As I mentioned, we had this working previously and have not changed any of the IAM roles or permissions. The IAM config looks like this (the recommended settings from the horse's mouth):
{
"Statement": [
{
"Action": [
"s3:ListBucket",
"s3:GetBucketLocation",
"s3:ListBucketMultipartUploads",
"s3:ListBucketVersions"
],
"Effect": "Allow",
"Resource": [
"arn:aws:s3:::ourbucketname"
]
},
{
"Action": [
"s3:GetObject",
"s3:PutObject",
"s3:DeleteObject",
"s3:AbortMultipartUpload",
"s3:ListMultipartUploadParts"
],
"Effect": "Allow",
"Resource": [
"arn:aws:s3:::ourbucketname/*"
]
}
],
"Version": "2012-10-17"
}
We can list, put and get objects using the AWS CLI from every one of the nodes in our cluster (confirming that the IAM role is working, and we double-checked that there is no .aws directory confounding things here).
Two things have changed:
(1) AWS now requires v4 encryption to be enabled for S3 access. Not sure when AWS started enforcing upgrades to the encryption protocols, however.
This required doing the following (as per this link https://docs.aws.amazon.com/AmazonS3/latest/dev/UsingAWSSDK.html):
aws configure set s3.signature_version s3v4
ES_JAVA_OPTS=-Dcom.amazonaws.services.s3.enableV4
[The latter was added to the JVM options in the Docker settings -- after the Xms/x values.]
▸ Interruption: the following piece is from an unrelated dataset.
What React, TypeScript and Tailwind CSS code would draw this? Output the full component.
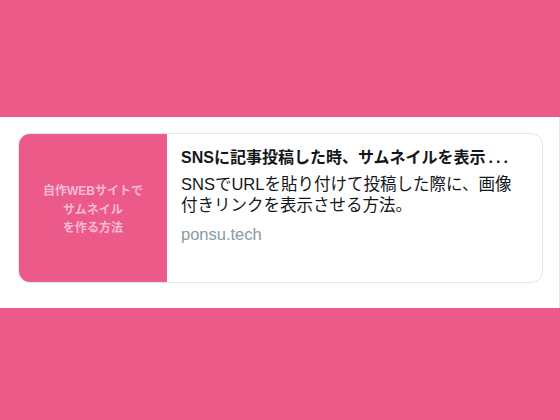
export default function App() {
  return (
    <div className="flex h-[420px] w-[560px] flex-col bg-[#ec5a8a] font-['Liberation_Sans','Noto_Sans_CJK_JP',sans-serif]">
      <div className="h-[117px] shrink-0" />
      {/* White band with link card */}
      <div className="flex h-[191px] shrink-0 items-start border-r border-[#e5e5e5] bg-white pl-[18px] pt-[16px]">
        <div className="flex h-[150px] w-[525px] overflow-hidden rounded-[12px] border border-[#e1e8ed]">
          <div className="flex w-[148px] shrink-0 items-center justify-center bg-[#ec5a8a] pt-[4px]">
            <p className="text-center text-[12px] font-bold leading-[18.5px] text-[#f6bcd6]">
              自作WEBサイトで
              <br />
              サムネイル
              <br />
              を作る方法
            </p>
          </div>
          <div className="flex w-[360px] flex-col pl-[14px] pt-[13px]">
            <p className="whitespace-nowrap text-[16px] font-bold leading-[22px] text-[#14171a]">
              SNSに記事投稿した時、サムネイルを表示<span className="ml-[3px] tracking-[3px]">...</span>
            </p>
            <p className="mt-[5px] w-[340px] text-[16.5px] leading-[21px] text-[#14171a]">
              SNSでURLを貼り付けて投稿した際に、画像付きリンクを表示させる方法。
            </p>
            <p className="mt-[7px] text-[16.5px] leading-[22px] text-[#8899a6]">ponsu.tech</p>
          </div>
        </div>
      </div>
      <div className="flex-1" />
    </div>
  );
}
And (2) we up-sized the EC2 instances (doing a rolling restart). The snapshotting failures began, however, before we did this.
We even created a fresh new bucket with identical IAM access permissions (by placing it in that IAM policy above). This had no effect. Turning server-side default encryption on and off (and to different values) had no effect.
We have not changed the version of the repository-s3 plug-in, as it is baked into the Docker image.
We have a dev/QA clone of this cluster backing up to a distinct bucket, using the identical IAM policy (this bucket is in fact mentioned in the self-same IAM policy -- I just left it out for brevity). There have been no issues with these snapshotting runs.
We are at our wits' end. Please advise.